* _EXERCISE BRIEF_
Go through the records below from the first line and print each one exactly, stopping after the line that contains "import React from 'react';". Do not print pictures or anything past that line.
[MATERIAL TO PROCESS start]
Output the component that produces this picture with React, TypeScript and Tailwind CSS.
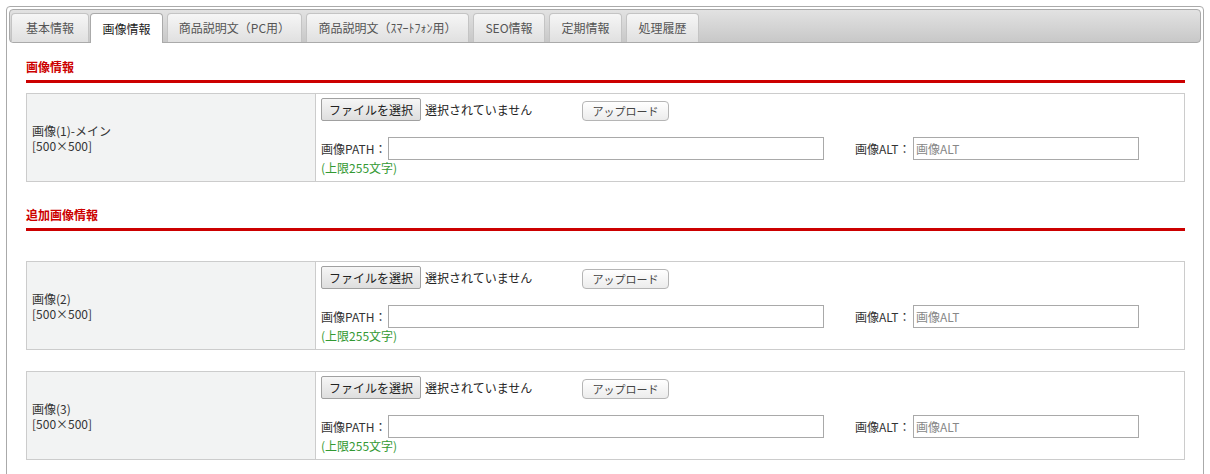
import React from 'react';

const tabs = [
  { label: '基本情報', w: 'w-[78px]' },
  { label: '画像情報', w: 'w-[73px] -ml-[3px]', active: true },
  { label: '商品説明文（PC用）', w: 'w-[135px]' },
  { label: '商品説明文（ｽﾏｰﾄﾌｫﾝ用）', w: 'w-[163px]' },
  { label: 'SEO情報', w: 'w-[72px]' },
  { label: '定期情報', w: 'w-[73px]' },
  { label: '処理履歴', w: 'w-[73px]' },
];

function ImageRow({ label }: { label: string }) {
  return (
    <div className="flex border border-[#cccccc] h-[89px]">
      <div className="w-[289px] shrink-0 bg-[#f2f3f3] border-r border-[#cccccc] flex flex-col justify-center pl-[5px] leading-[15px] text-[12px] text-[#333]">
        <div>{label}</div>
        <div>[500×500]</div>
      </div>
      <div className="flex-1 pt-[4px] pl-[5px]">
        <div className="flex items-end h-[23px]">
          <div className="w-[261px] flex items-center">
            <button className="h-[23px] w-[100px] border border-[#a0a0a0] rounded-[2px] bg-gradient-to-b from-[#f6f6f6] to-[#dedede] text-[12px] text-[#222]">
              ファイルを選択
            </button>
            <span className="ml-[4px] text-[12px] text-[#222]">選択されていません</span>
          </div>
          <button className="h-[20px] w-[87px] border border-[#b5b5b5] rounded-[4px] bg-gradient-to-b from-[#ffffff] to-[#ececec] text-[11px] text-[#444]">
            アップロード
          </button>
        </div>
        <div className="flex items-center mt-[16px] h-[23px] text-[12px] text-[#333]">
          <span className="w-[67px]">画像PATH：</span>
          <div className="w-[436px] h-[23px] border border-[#a9a9a9] bg-white" />
          <span className="ml-[31px] w-[58px]">画像ALT：</span>
          <div className="w-[226px] h-[23px] border border-[#a9a9a9] bg-white flex items-center pl-[2px] text-[#888]">
            画像ALT
          </div>
        </div>
        <div className="leading-[16px] text-[12px] text-[#339933]">(上限255文字)</div>
      </div>
    </div>
  );
}

function Heading({ text, className }: { text: string; className?: string }) {
  return (
    <div className={`${className ?? ''} pb-[4px] border-b-[3px] border-[#cc0000]`}>
      <h3 className="leading-[18px] text-[12px] font-bold text-[#cc0000]">{text}</h3>
    </div>
  );
}

export default function App() {
  return (
    <div
      className="bg-white min-h-screen pt-[6px] pl-[6px] pr-[6px]"
      style={{ fontFamily: '"Noto Sans CJK JP", "Noto Sans", sans-serif' }}
    >
      <div className="w-[1198px] h-[520px] border border-[#aaaaaa] rounded-[4px] p-[2px]">
        {/* Tabs */}
        <div className="flex items-end gap-[4px] h-[34px] pl-[1px] border border-[#aaaaaa] rounded-[4px] bg-gradient-to-b from-[#e2e2e2] to-[#c8c8c8]">
          {tabs.map((t) => (
            <div
              key={t.label}
              className={`${t.w} h-[29px] flex items-center justify-center rounded-t-[4px] border border-b-0 text-[12px] ${
                t.active
                  ? 'bg-white border-[#aaaaaa] text-[#222] h-[30px] -mb-px'
                  : 'bg-gradient-to-b from-[#f6f6f6] to-[#e0e0e0] border-[#c4c4c4] text-[#555]'
              }`}
            >
              {t.label}
            </div>
          ))}
        </div>

        <div className="pl-[17px] pr-[16px]">
          <Heading text="画像情報" className="mt-[15px]" />
          <div className="mt-[10px]">
            <ImageRow label="画像(1)-メイン" />
          </div>

          <Heading text="追加画像情報" className="mt-[24px]" />
          <div className="mt-[30px]">
            <ImageRow label="画像(2)" />
          </div>
          <div className="mt-[21px]">
            <ImageRow label="画像(3)" />
          </div>
        </div>
      </div>
    </div>
  );
}
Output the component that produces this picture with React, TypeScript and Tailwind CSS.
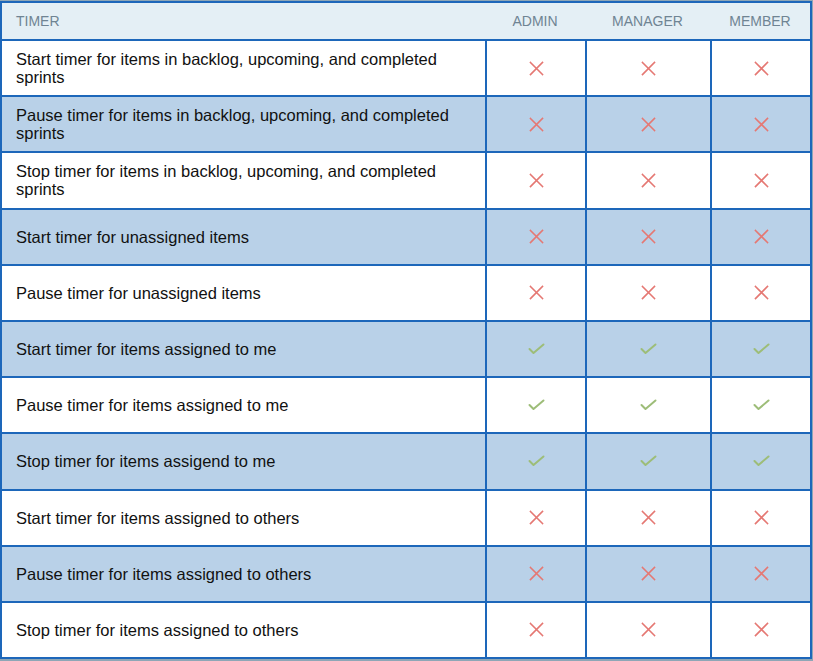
import React from "react";

const rows: { label: string; ok: boolean }[] = [
  { label: "Start timer for items in backlog, upcoming, and completed sprints", ok: false },
  { label: "Pause timer for items in backlog, upcoming, and completed sprints", ok: false },
  { label: "Stop timer for items in backlog, upcoming, and completed sprints", ok: false },
  { label: "Start timer for unassigned items", ok: false },
  { label: "Pause timer for unassigned items", ok: false },
  { label: "Start timer for items assigned to me", ok: true },
  { label: "Pause timer for items assigned to me", ok: true },
  { label: "Stop timer for items assigend to me", ok: true },
  { label: "Start timer for items assigned to others", ok: false },
  { label: "Pause timer for items assigned to others", ok: false },
  { label: "Stop timer for items assigned to others", ok: false },
];

function XIcon() {
  return (
    <svg width="15" height="15" viewBox="0 0 15 15" fill="none">
      <path d="M1.5 1.5 L13.5 13.5 M13.5 1.5 L1.5 13.5" stroke="#e57873" strokeWidth="1.6" strokeLinecap="square" />
    </svg>
  );
}

function CheckIcon() {
  return (
    <svg width="17" height="12" viewBox="0 0 17 12" fill="none">
      <path d="M1.5 6 L5.5 10 L15.5 1.5" stroke="#9dbd78" strokeWidth="2" strokeLinecap="round" strokeLinejoin="round" />
    </svg>
  );
}

export default function App() {
  return (
    <div
      className="w-[813px] h-[661px] bg-[#8ea6b6] pt-[1px]"
      style={{ fontFamily: '"Liberation Sans", Arial, sans-serif' }}
    >
      <div className="w-[812px] h-[658px] border-2 border-[#1d67ba] bg-white flex flex-col">
        <div className="h-[36px] shrink-0 grid grid-cols-[483px_100px_125px_100px] items-center bg-[#e4eff5] text-[14px] text-[#6f8493]">
          <div className="pl-[14px]">TIMER</div>
          <div className="text-center">ADMIN</div>
          <div className="text-center">MANAGER</div>
          <div className="text-center">MEMBER</div>
        </div>
        {rows.map((r, i) => (
          <div
            key={i}
            className={`flex-1 grid grid-cols-[483px_100px_125px_100px] border-t-2 border-[#1d67ba] ${
              i % 2 === 1 ? "bg-[#b9d1e8]" : "bg-white"
            }`}
          >
            <div className="flex items-center pl-[14px] pr-[24px] text-[16.5px] leading-[18px] text-[#111]">
              {r.label}
            </div>
            {[0, 1, 2].map((c) => (
              <div key={c} className="border-l-2 border-[#1d67ba] flex items-center justify-center">
                {r.ok ? <CheckIcon /> : <XIcon />}
              </div>
            ))}
          </div>
        ))}
      </div>
    </div>
  );
}
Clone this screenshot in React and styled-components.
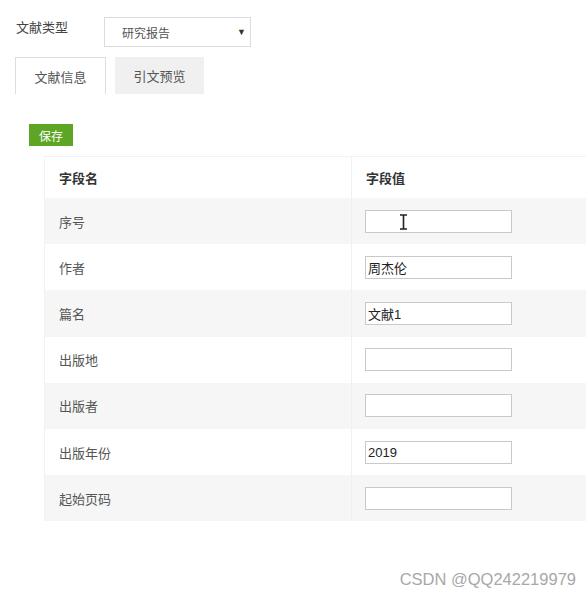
import React from "react";
import styled, { createGlobalStyle } from "styled-components";

const Global = createGlobalStyle`
  html, body { margin: 0; padding: 0; background: #fff; overflow: hidden; }
  body { font-family: "Liberation Sans", "Noto Sans CJK SC", sans-serif; }
`;

const Page = styled.div`
  position: relative;
  width: 586px;
  height: 598px;
  overflow: hidden;
  padding: 17px 0 0 15px;
  box-sizing: border-box;
`;

const TypeRow = styled.div`
  display: flex;
  align-items: flex-start;
`;

const TypeLabel = styled.div`
  width: 88px;
  padding: 2px 0 0 1px;
  font-size: 13px;
  line-height: 17px;
  color: #444;
`;

const Select = styled.div`
  width: 147px;
  height: 30px;
  box-sizing: border-box;
  border: 1px solid #dcdcdc;
  display: flex;
  align-items: center;
  justify-content: space-between;
  padding: 0 4px 0 17px;
  font-size: 12px;
  color: #555;
`;

const Arrow = styled.span`
  font-size: 9px;
  color: #333;
`;

const Tabs = styled.div`
  display: flex;
  gap: 9px;
  margin-top: 10px;
`;

const Tab = styled.div`
  width: ${(p) => p.$w}px;
  height: 37px;
  box-sizing: border-box;
  display: flex;
  align-items: center;
  justify-content: center;
  font-size: 13px;
  color: #555;
  background: ${(p) => (p.$active ? "#fff" : "#f0f0f0")};
  border: ${(p) => (p.$active ? "1px solid #dedede" : "none")};
  border-bottom: none;
`;

const SaveButton = styled.button`
  margin: 30px 0 0 14px;
  width: 44px;
  height: 22px;
  border: none;
  background: #5ea526;
  color: #fff;
  font-family: inherit;
  font-size: 12px;
  padding: 0;
  display: block;
`;

const Table = styled.div`
  margin: 10px 0 0 29px;
  width: 560px;
  border-top: 1px solid #f2f2f2;
  border-left: 1px solid #f2f2f2;
`;

const Row = styled.div`
  display: grid;
  grid-template-columns: 306px 1fr;
  height: ${(p) => (p.$head ? 41 : 46.2)}px;
  background: ${(p) => (p.$alt ? "#f6f6f6" : "#fff")};
  font-weight: ${(p) => (p.$head ? "bold" : "normal")};
  color: ${(p) => (p.$head ? "#333" : "#555")};
`;

const Cell = styled.div`
  display: flex;
  align-items: center;
  padding-left: ${(p) => p.$pad}px;
  font-size: 13px;
  border-left: ${(p) => (p.$divider ? "1px solid #f0f0f0" : "none")};
`;

const Field = styled.div`
  position: relative;
  width: 147px;
  height: 23px;
  box-sizing: border-box;
  border: 1px solid #c9c9c9;
  background: #fff;
  display: flex;
  align-items: center;
  padding-left: 2px;
  font-size: 13px;
  color: #222;
`;

const Cursor = styled.svg`
  position: absolute;
  left: 33px;
  top: 3px;
`;

const Watermark = styled.div`
  position: absolute;
  right: 10px;
  bottom: 9px;
  font-size: 16.5px;
  color: #a8a8a8;
`;

const rows = [
  ["序号", "", true],
  ["作者", "周杰伦"],
  ["篇名", "文献1"],
  ["出版地", ""],
  ["出版者", ""],
  ["出版年份", "2019"],
  ["起始页码", ""],
];

export default function App() {
  return (
    <Page>
      <Global />
      <TypeRow>
        <TypeLabel>文献类型</TypeLabel>
        <Select>
          <span>研究报告</span>
          <Arrow>▼</Arrow>
        </Select>
      </TypeRow>
      <Tabs>
        <Tab $active $w={91}>文献信息</Tab>
        <Tab $w={89}>引文预览</Tab>
      </Tabs>
      <SaveButton>保存</SaveButton>
      <Table>
        <Row $head>
          <Cell $pad={14}>字段名</Cell>
          <Cell $pad={14} $divider>字段值</Cell>
        </Row>
        {rows.map(([name, value, cursor], i) => (
          <Row key={name} $alt={i % 2 === 0}>
            <Cell $pad={14}>{name}</Cell>
            <Cell $pad={13} $divider>
              <Field>
                {value}
                {cursor && (
                  <Cursor width="9" height="16" viewBox="0 0 9 16">
                    <path d="M1 1h7M4.5 1v14M1 15h7" stroke="#222" strokeWidth="1.6" fill="none" />
                  </Cursor>
                )}
              </Field>
            </Cell>
          </Row>
        ))}
      </Table>
      <Watermark>CSDN @QQ242219979</Watermark>
    </Page>
  );
}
[MATERIAL TO PROCESS end]
* _RESULT OF THE TASK_
Output the component that produces this picture with React, TypeScript and Tailwind CSS.
import React from 'react';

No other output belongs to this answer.